We apply these functions to the previous example with a two dimensional normal distribution with a zero mean vector and \(\Sigma = \left( \begin{array}{cc} 1 & 0.8 \\ 0.8 & 1 \end{array} \right)\). We want to obtain the conditional distribution of \(X_{2}\) given \(X_1 = 0.7\).
condDist <- condMVN(mean = c(0,0), sigma = Sigma, dependent.ind = 2, given.ind = 1, X.given = 0.7)
and also
dcmvnorm(0, mean = c(0,0), sigma = Sigma, dependent.ind = 2, given.ind = 1, X.given = 0.7)
## [1] 0.4301297
which should be compared with
dnorm(0, condDist$condMean, sqrt(condDist$condVar))
## [1] 0.4301297
Conditional Normal Distribution Example
In this example we consider a dataset mtcars which is standardly available in the R environment (for a more detailed description see the help session: ?mtcars ).
summary(mtcars)
## mpg cyl disp hp
## Min. :10.40 Min. :4.000 Min. : 71.1 Min. : 52.0
## 1st Qu.:15.43 1st Qu.:4.000 1st Qu.:120.8 1st Qu.: 96.5
## Median :19.20 Median :6.000 Median :196.3 Median :123.0
## Mean :20.09 Mean :6.188 Mean :230.7 Mean :146.7
## 3rd Qu.:22.80 3rd Qu.:8.000 3rd Qu.:326.0 3rd Qu.:180.0
## Max. :33.90 Max. :8.000 Max. :472.0 Max. :335.0
## drat wt qsec vs
## Min. :2.760 Min. :1.513 Min. :14.50 Min. :0.0000
## 1st Qu.:3.080 1st Qu.:2.581 1st Qu.:16.89 1st Qu.:0.0000
## Median :3.695 Median :3.325 Median :17.71 Median :0.0000
## Mean :3.597 Mean :3.217 Mean :17.85 Mean :0.4375
## 3rd Qu.:3.920 3rd Qu.:3.610 3rd Qu.:18.90 3rd Qu.:1.0000
## Max. :4.930 Max. :5.424 Max. :22.90 Max. :1.0000
## am gear carb
## Min. :0.0000 Min. :3.000 Min. :1.000
## 1st Qu.:0.0000 1st Qu.:3.000 1st Qu.:2.000
## Median :0.0000 Median :4.000 Median :2.000
## Mean :0.4062 Mean :3.688 Mean :2.812
## 3rd Qu.:1.0000 3rd Qu.:4.000 3rd Qu.:4.000
## Max. :1.0000 Max. :5.000 Max. :8.000
attach(mtcars)
Let us assume that covariates ‘mpg’ (miles per gallon), ‘hp’ (horse power) and ‘disp’ (displacement) are all normaly distributed and the triple \((X_{1}, X_{2}, X_{3})^{\top} = (mpg, hp, disp)^{\top}\) follows a three dimensional normal distribution with some unknown mean vector \(\boldsymbol{\mu} = (\mu_{1}, \mu_{2}, \mu_{3})^{\top} \in \mathbb{R}^{3}\) and some positive definite and symmetric variance-covariance matrix \(\Sigma\).
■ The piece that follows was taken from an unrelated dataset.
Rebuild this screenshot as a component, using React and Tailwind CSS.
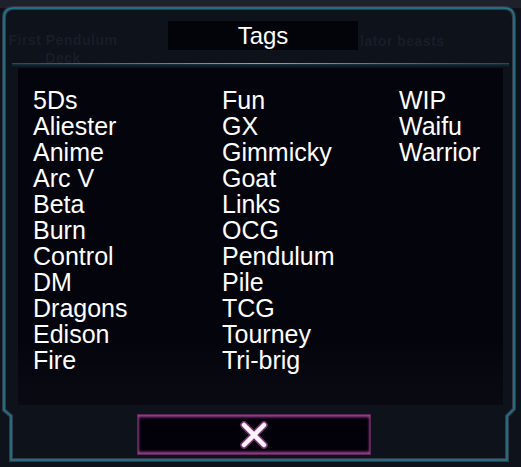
const columns = [
  ['5Ds', 'Aliester', 'Anime', 'Arc V', 'Beta', 'Burn', 'Control', 'DM', 'Dragons', 'Edison', 'Fire'],
  ['Fun', 'GX', 'Gimmicky', 'Goat', 'Links', 'OCG', 'Pendulum', 'Pile', 'TCG', 'Tourney', 'Tri-brig'],
  ['WIP', 'Waifu', 'Warrior'],
];

function Frame() {
  const d = 'M4 410 L4 18 Q4 8 14 8 L504 8 Q514 8 514 18 L514 409 L507 416 L507 460 L11 460 L11 416 Z';
  return (
    <svg className="absolute inset-0 pointer-events-none" width="521" height="467" viewBox="0 0 521 467">
      <path d={d} fill="none" stroke="#343a48" strokeWidth="4" />
      <path d={d} fill="none" stroke="#1c7d8f" strokeWidth="1.5" />
    </svg>
  );
}

function CloseIcon() {
  return (
    <svg width="28" height="28" viewBox="0 0 28 28">
      <g stroke="#c84fb8" strokeWidth="7.5" strokeLinecap="round" opacity="0.6">
        <path d="M4 4 L24 24 M24 4 L4 24" />
      </g>
      <g stroke="#fff4fd" strokeWidth="4.5" strokeLinecap="round">
        <path d="M4 4 L24 24 M24 4 L4 24" />
      </g>
    </svg>
  );
}

export default function App() {
  return (
    <div className="relative w-[521px] h-[467px] overflow-hidden bg-[#0e121b] font-['Liberation_Sans',Arial,sans-serif]">
      <div className="h-2 bg-[#1e212b]" />
      <Frame />
      <div className="relative px-[18px]">
        <div className="relative h-[55px]">
          <span className="absolute left-[-14px] top-[23px] w-[118px] text-center text-[14px] font-bold tracking-[0.5px] leading-[18px] text-[#181d29]">
            First Pendulum<br />Deck
          </span>
          <span className="absolute left-[342px] top-[23px] text-[14px] font-bold tracking-[0.5px] text-[#181d29]">
            lator beasts
          </span>
          <div className="absolute left-[150px] top-[13px] w-[190px] h-[29px] bg-[#03030a] flex items-center justify-center">
            <span className="text-[24px] text-white leading-none">Tags</span>
          </div>
        </div>
        <div className="relative -mx-[6px]">
          <div className="h-px bg-gradient-to-r from-[#1a4f5a] via-[#4dbfc7] to-[#1a4f5a]" />
          <div className="h-[3px] bg-gradient-to-b from-[#15333d] to-transparent" />
        </div>
        <div className="mt-px h-[337px] bg-gradient-to-b from-[#04040c] from-80% to-[#0a0b12] pl-[15px] pt-[19px]">
          <div className="grid grid-cols-[189px_177px_1fr]">
            {columns.map((col, i) => (
              <div key={i} className="flex flex-col">
                {col.map((tag) => (
                  <span key={tag} className="text-[25px] leading-[26px] text-white">
                    {tag}
                  </span>
                ))}
              </div>
            ))}
          </div>
        </div>
      </div>
      <div className="relative flex justify-center pr-[13px] mt-[9px]">
        <button className="w-[234px] h-[41px] flex items-center justify-center bg-[#020008] border border-[#5e2558] shadow-[inset_0_2px_3px_#a8449c,inset_0_-2px_3px_#a8449c]">
          <CloseIcon />
        </button>
      </div>
    </div>
  );
}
What is the (estimated) distribution if the miles per gallon (‘mpg’) given the horse power and displacement, where \((X_{2}, X_{3})^{\top} = (120,120)^{\top}\)?
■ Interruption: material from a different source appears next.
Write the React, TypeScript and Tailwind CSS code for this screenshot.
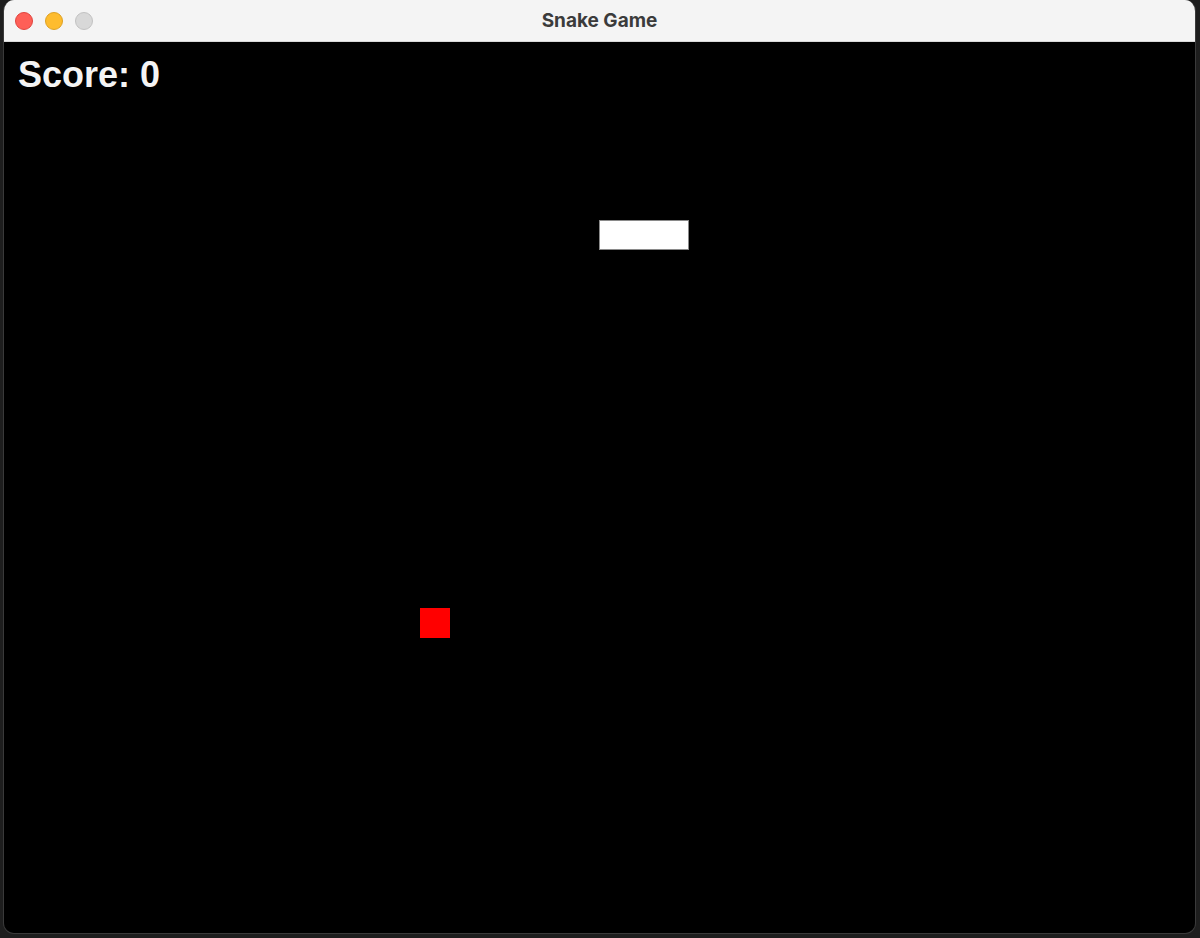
import React from 'react';

const TrafficLights: React.FC = () => (
  <div className="flex items-center gap-[12px] pl-[11px]">
    <span className="w-[18px] h-[18px] rounded-full bg-[#fe5f57] border border-[#e0443e]" />
    <span className="w-[18px] h-[18px] rounded-full bg-[#febc2e] border border-[#dea123]" />
    <span className="w-[18px] h-[18px] rounded-full bg-[#d8d8d8] border border-[#c2c2c2]" />
  </div>
);

export default function App() {
  return (
    <div className="w-[1200px] h-[938px] bg-[#1e1e1e] overflow-hidden flex pl-[3px] pr-[4px] pb-[4px]">
      <div className="flex-1 flex flex-col rounded-[11px] overflow-hidden border border-[#3a3a3a] border-t-0">
        {/* title bar */}
        <div className="h-[42px] bg-[#f4f4f4] relative flex items-center border-b border-[#d9d9d9]">
          <TrafficLights />
          <div
            className="absolute inset-0 flex items-center justify-center pt-[1px] text-[19px] font-bold text-[#3b3b3b]"
            style={{ fontFamily: 'Inter, "Liberation Sans", sans-serif' }}
          >
            Snake Game
          </div>
        </div>
        {/* game canvas */}
        <div className="flex-1 bg-black relative">
          <div
            className="absolute left-[14px] top-[11px] text-[36px] font-bold text-[#f4f4f4] leading-[44px]"
            style={{ fontFamily: '"Liberation Sans", Arial, sans-serif' }}
          >
            Score: 0
          </div>
          <div className="absolute left-[595px] top-[178px] w-[90px] h-[30px] bg-white border border-[#8a8a8a]" />
          <div className="absolute left-[416px] top-[566px] w-[30px] h-[30px] bg-[#ff0000]" />
        </div>
      </div>
    </div>
  );
}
The corresponding estimates can be obtained by
mu <- apply(cbind(mpg, hp, disp), 2, mean)
Sigma <- cov(cbind(mpg, hp, disp))
Thus, the corresponding conditional mean and variance are obtained as
condMean <- mu[1] + Sigma[1, 2:3] %*% solve(Sigma[2:3,2:3]) %*% (c(120, 120) - mu[2:3])
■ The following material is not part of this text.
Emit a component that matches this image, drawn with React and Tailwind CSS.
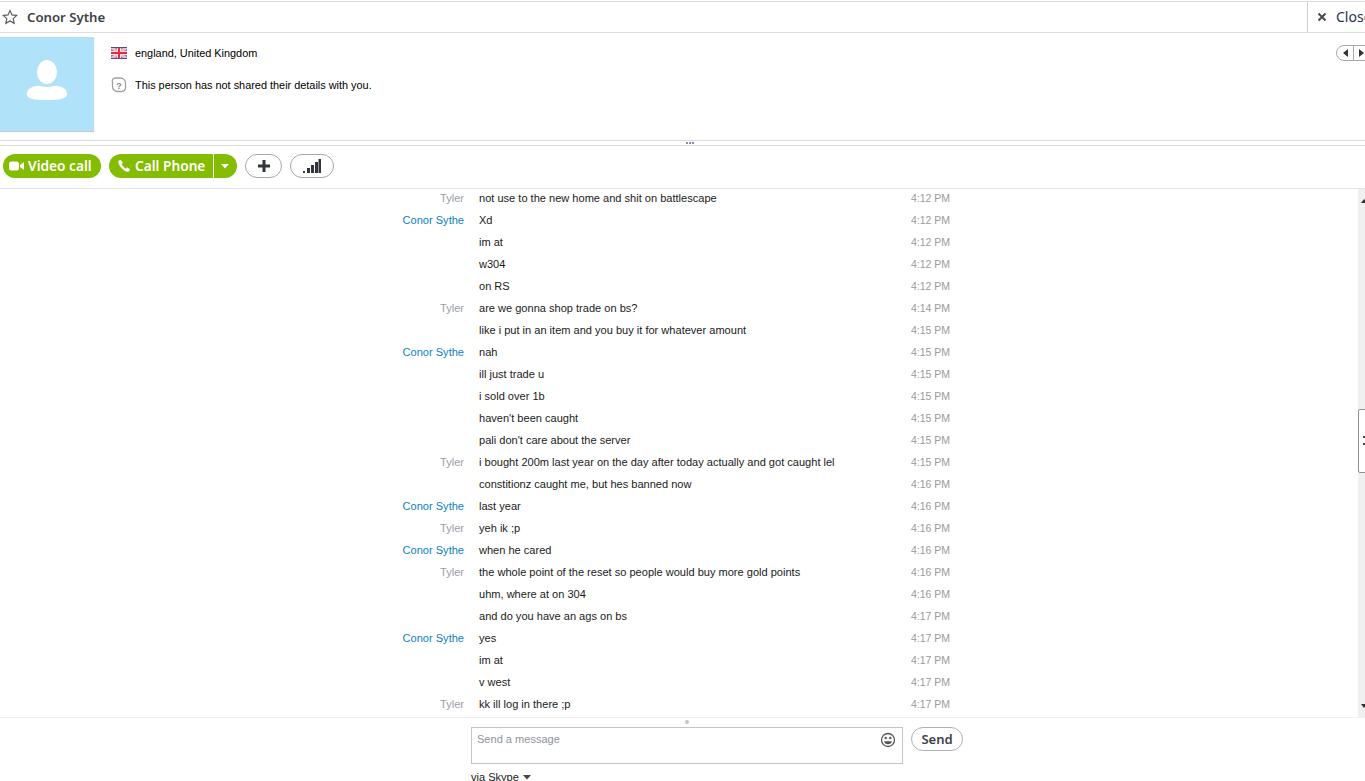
import React from "react";

const rows = [
  ["Tyler", "not use to the new home and shit on battlescape", "4:12 PM"],
  ["Conor Sythe", "Xd", "4:12 PM"],
  ["", "im at", "4:12 PM"],
  ["", "w304", "4:12 PM"],
  ["", "on RS", "4:12 PM"],
  ["Tyler", "are we gonna shop trade on bs?", "4:14 PM"],
  ["", "like i put in an item and you buy it for whatever amount", "4:15 PM"],
  ["Conor Sythe", "nah", "4:15 PM"],
  ["", "ill just trade u", "4:15 PM"],
  ["", "i sold over 1b", "4:15 PM"],
  ["", "haven't been caught", "4:15 PM"],
  ["", "pali don't care about the server", "4:15 PM"],
  ["Tyler", "i bought 200m last year on the day after today actually and got caught lel", "4:15 PM"],
  ["", "constitionz caught me, but hes banned now", "4:16 PM"],
  ["Conor Sythe", "last year", "4:16 PM"],
  ["Tyler", "yeh ik ;p", "4:16 PM"],
  ["Conor Sythe", "when he cared", "4:16 PM"],
  ["Tyler", "the whole point of the reset so people would buy more gold points", "4:16 PM"],
  ["", "uhm, where at on 304", "4:16 PM"],
  ["", "and do you have an ags on bs", "4:17 PM"],
  ["Conor Sythe", "yes", "4:17 PM"],
  ["", "im at", "4:17 PM"],
  ["", "v west", "4:17 PM"],
  ["Tyler", "kk ill log in there ;p", "4:17 PM"],
];

function Flag() {
  return (
    <svg width="16" height="12" viewBox="0 0 16 12" className="block">
      <rect width="16" height="12" fill="#7a80d0" />
      <path d="M0 0L16 12M16 0L0 12" stroke="#f4b8c8" strokeWidth="3" />
      <path d="M8 0V12M0 6H16" stroke="#f8e4ea" strokeWidth="4" />
      <path d="M8 0V12M0 6H16" stroke="#ee2a35" strokeWidth="2" />
      <path d="M0 .5H16M0 11.500H16" stroke="#4a4f94" />
    </svg>
  );
}

function Row({ r }) {
  const tyler = r[0] === "Tyler";
  return (
    <div className="flex h-[22px] items-center">
      <div className={`w-[464px] shrink-0 text-right ${tyler ? "text-[#9a9ea2]" : "text-[#0a7fc9]"}`}>{r[0]}</div>
      <div className="ml-[15px] w-[432px] shrink-0 text-[#1a1a1a]">{r[1]}</div>
      <div className="text-[10.500px] text-[#9a9a9a]">{r[2]}</div>
    </div>
  );
}

export default function App() {
  return (
    <div className="h-[781px] w-[1365px] overflow-hidden bg-white font-['Liberation_Sans',Arial,sans-serif] text-[11.050px] leading-[16px] text-black">
      <div className="h-px" />
      <header className="flex h-[32px] items-center border-y border-[#dcdcdc]">
        <svg width="16" height="16" viewBox="0 0 16 16" className="ml-[2px]">
          <path d="M8 1.500l2 4.400 4.800.5-3.600 3.200 1 4.700L8 11.900l-4.200 2.400 1-4.700L1.200 6.400 6 5.900z" fill="none" stroke="#555" strokeWidth="1.100" />
        </svg>
        <div className="ml-[9px] flex-1 font-['Noto_Sans',sans-serif] text-[13.200px] font-semibold text-[#3c4148]">Conor Sythe</div>
        <div className="flex h-full w-[58px] items-center overflow-hidden border-l border-[#cfcfcf] pl-[9px]">
          <svg width="10" height="10" viewBox="0 0 10 10" className="shrink-0">
            <path d="M1.500 1.500l7 7M8.500 1.500l-7 7" stroke="#454b52" strokeWidth="2" />
          </svg>
          <span className="ml-[9px] font-['Noto_Sans',sans-serif] text-[14px] text-[#24344e]">Close</span>
        </div>
      </header>
      <section className="flex h-[107px]">
        <div className="mt-[4px] flex h-[94px] w-[94px] items-start justify-center bg-[#b0e2f9] pt-[23px] shadow-[0_1px_1px_#ccc]">
          <svg width="42" height="40" viewBox="0 0 42 40">
            <ellipse cx="21" cy="12" rx="10" ry="12" fill="#fff" />
            <path d="M1 34c0-5 4-7 9-8 4-1 7 1 11 1s7-2 11-1c5 1 9 3 9 8 0 4-4 6-20 6S1 38 1 34z" fill="#fff" />
          </svg>
        </div>
        <div className="ml-[17px] flex-1 pt-[12px] text-[10.900px]">
          <div className="flex h-[16px] items-center">
            <Flag />
            <span className="ml-[8px]">england, United Kingdom</span>
          </div>
          <div className="mt-[16px] flex h-[16px] items-center">
            <svg width="16" height="16" viewBox="0 0 16 16">
              <path d="M4.500 1h4.800a5 5 0 0 1 5.200 5v2.500c1 3.500-1.500 6.500-5 6H6.500a5 5 0 0 1-5-5V5.500C.6 3 2 1 4.500 1z" fill="none" stroke="#a0a0a0" strokeWidth="1.300" />
              <text x="8" y="11.500" textAnchor="middle" fontSize="9" fontWeight="700" fill="#8a8a8a">?</text>
            </svg>
            <span className="ml-[8px]">This person has not shared their details with you.</span>
          </div>
        </div>
        <div className="mr-[-12px] mt-[12px] flex h-[16px] w-[41px] items-center rounded-l-full border border-[#a8a8a8]">
          <svg width="16" height="10" viewBox="0 0 16 10"><path d="M11 1v8L6 5z" fill="#333" /></svg>
          <span className="h-full w-px bg-[#a8a8a8]" />
          <svg width="16" height="10" viewBox="0 0 16 10"><path d="M5 1v8l5-4z" fill="#333" /></svg>
        </div>
      </section>
      <div className="relative h-[6px] border-y border-[#dcdcdc]">
        <span className="absolute left-[686px] top-[1px] flex gap-[1px]">
          <i className="h-[2px] w-[2px] bg-[#7f8fb0]" /><i className="h-[2px] w-[2px] bg-[#7f8fb0]" /><i className="h-[2px] w-[2px] bg-[#7f8fb0]" />
        </span>
      </div>
      <div className="flex h-[42px] items-start pl-[3px] pt-[8px] font-['Noto_Sans',sans-serif]">
        <div className="flex h-[24px] w-[98px] items-center rounded-full bg-[#84bc00] pl-[6px] text-[13.700px] font-semibold text-white">
          <svg width="16" height="10" viewBox="0 0 16 10"><rect x="0" y="0.500" width="10" height="9" rx="2.500" fill="#fff" /><path d="M11 4l4-3v8l-4-3z" fill="#fff" /></svg>
          <span className="ml-[3px]">Video call</span>
        </div>
        <div className="ml-[8px] flex h-[24px] w-[128px] items-center rounded-full bg-[#84bc00] text-[13.700px] font-semibold text-white">
          <svg width="14" height="14" viewBox="0 0 14 14" className="ml-[8px] shrink-0"><path d="M3.500.7L1.300 2C.6 5.800 7 13.500 11.700 12.800l1.500-2.400-3-2.200-1.400 1.300C7.200 8.800 5.300 6.500 4.700 5l1.300-1.200z" fill="#fff" /></svg>
          <span className="ml-[4px] w-[78px] shrink-0 whitespace-nowrap">Call Phone</span>
          <span className="h-full w-px bg-white" />
          <svg width="8" height="5" viewBox="0 0 8 5" className="ml-[7px]"><path d="M0 0h8L4 4.500z" fill="#fff" /></svg>
        </div>
        <div className="ml-[8px] flex h-[24px] w-[37px] items-center justify-center rounded-full border border-[#a8a8a8]">
          <svg width="14" height="14" viewBox="0 0 14 14"><path d="M7 1v12M1 7h12" stroke="#30353c" strokeWidth="3" /></svg>
        </div>
        <div className="ml-[8px] flex h-[24px] w-[44px] items-center justify-center rounded-full border border-[#a8a8a8]">
          <svg width="20" height="16" viewBox="0 0 20 16" fill="#30353c">
            <rect x="1" y="13" width="2" height="2" /><rect x="5" y="10" width="3" height="5" /><rect x="9" y="7" width="3" height="8" /><rect x="13" y="4" width="3" height="11" /><rect x="16.500" y="1" width="2.500" height="14" />
          </svg>
        </div>
      </div>
      <div className="flex h-[530px] border-t border-[#e4e4e4]">
        <div className="w-[1358px] shrink-0 border-b border-[#f0f0f0]">
          <div className="-mt-[2px]">
            {rows.map((r, i) => <Row key={i} r={r} />)}
          </div>
        </div>
        <div className="relative w-[7px] bg-[#f0f0f0]">
          <svg width="7" height="4" viewBox="0 0 7 4" className="absolute left-[3px] top-[10px]"><path d="M0 4l3-4 3 4z" fill="#333" /></svg>
          <div className="absolute left-0 top-[220px] h-[64px] w-[10px] rounded-l-[2px] border border-[#8f8f8f] bg-white">
            <span className="absolute left-[4px] top-[26px] h-[9px] w-[3px] border-y-2 border-[#444]" />
          </div>
          <svg width="7" height="4" viewBox="0 0 7 4" className="absolute left-[3px] top-[515px]"><path d="M0 0l3 4 3-4z" fill="#333" /></svg>
        </div>
      </div>
      <div className="relative pl-[471px] pt-[9px]">
        <span className="absolute left-[685px] top-[2px] h-[4px] w-[4px] rounded-full bg-[#b9c6d3]" />
        <div className="flex items-center">
          <div className="flex h-[37px] w-[432px] items-start justify-between border border-[#c4c4c4] pl-[5px] pr-[6px] pt-[3px] text-[#8f9499]">
            <span>Send a message</span>
            <svg width="16" height="16" viewBox="0 0 16 16" className="mt-[1px]">
              <circle cx="8" cy="8" r="6.500" fill="none" stroke="#555" strokeWidth="1.300" />
              <circle cx="5.700" cy="6" r="1.200" fill="#555" /><circle cx="10.300" cy="6" r="1.200" fill="#555" />
              <path d="M4 9.300h8c-.5 2-2 3-4 3s-3.500-1-4-3z" fill="#555" />
            </svg>
          </div>
          <div className="ml-[8px] flex h-[24px] w-[52px] items-center justify-center self-start rounded-full border border-[#b0b0b0] font-['Noto_Sans',sans-serif] text-[13px] font-semibold text-[#3c4148]">Send</div>
        </div>
        <div className="mt-[5px] flex items-center text-[#1a1a1a]">
          <span>via Skype</span>
          <svg width="8" height="5" viewBox="0 0 8 5" className="ml-[4px]"><path d="M0 0h8L4 4.500z" fill="#444" /></svg>
        </div>
      </div>
    </div>
  );
}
condSigma <- Sigma[1,1] - Sigma[1, 2:3] %*% solve(Sigma[2:3,2:3]) %*% Sigma[2:3, 1]
Which gives us the following distribution function:
condMean
## [,1]
## [1,] 24.11354
condSigma
## [,1]
## [1,] 9.14495
plot(dnorm(x <- seq(0, 35, length = 500), mean = condMean, sd = sqrt(condSigma)) ~ x,
xlab = "Miles per gallon", ylab = "Conditional Density",
type = "l", lwd = 2, col = "red",
xlim = c(0, 35), ylim = c(0,0.18))
lines(dnorm(x, mean(mpg), sd(mpg)) ~ x, lwd = 1)
legend(0, 0.175, legend = c("Conditional distribution: MPG | HP = 120 & Disp = 120",
"Estimated Normal Distribution of MPG"), col = c("red", "black"), lty = c(1,1))
Homework Assignment
(Deadline: third lab session / 21.03.2016)
Use the command below to instal the SMSdata packages with various multivariate datasets:
install.packages(pkgs="http://www.karlin.mff.cuni.cz/~hlavka/sms2/SMSdata_1.0.tar.gz", repos=NULL, type="source")
Chose one dataset of your choise from the list of all available datasets in the package:
data(package = "SMSdata")
There are 21 different datasets and you can load each of them by typing and running data(dataset_name) , for instance:
data(plasma)
-
Choose one dataset where there are at least two covariates which can be considered to be continous ones wich (approximatelly) some normal distribution (e.g. use a histogram plot to help yourself to decide) and load the data into the R environment.
-
Use your
Rnw file (which you have already prepared for the previous homework assignment) and add some figures into your report. At least one figure should contours of the two-dimensional distribution you are considering. Assuming the two-variate join normal distribution for your two covariates calculate also a conditional distribution when conditioning one covariate by another one and both marginal distribtions. Draw the corresponding distributions into the firgure.
-
Provide some reasonable interpretation of the figures and all elements included in them.
|
Comment
Keep in minds that some functions in R require standard deviation to be specified when working with the normal distribution (e.g. functions
dnorm()
,pnorm()
,qnorm()
, etc.) while others need the variance-covariance matrix (variance in one dimension) to be provided instead.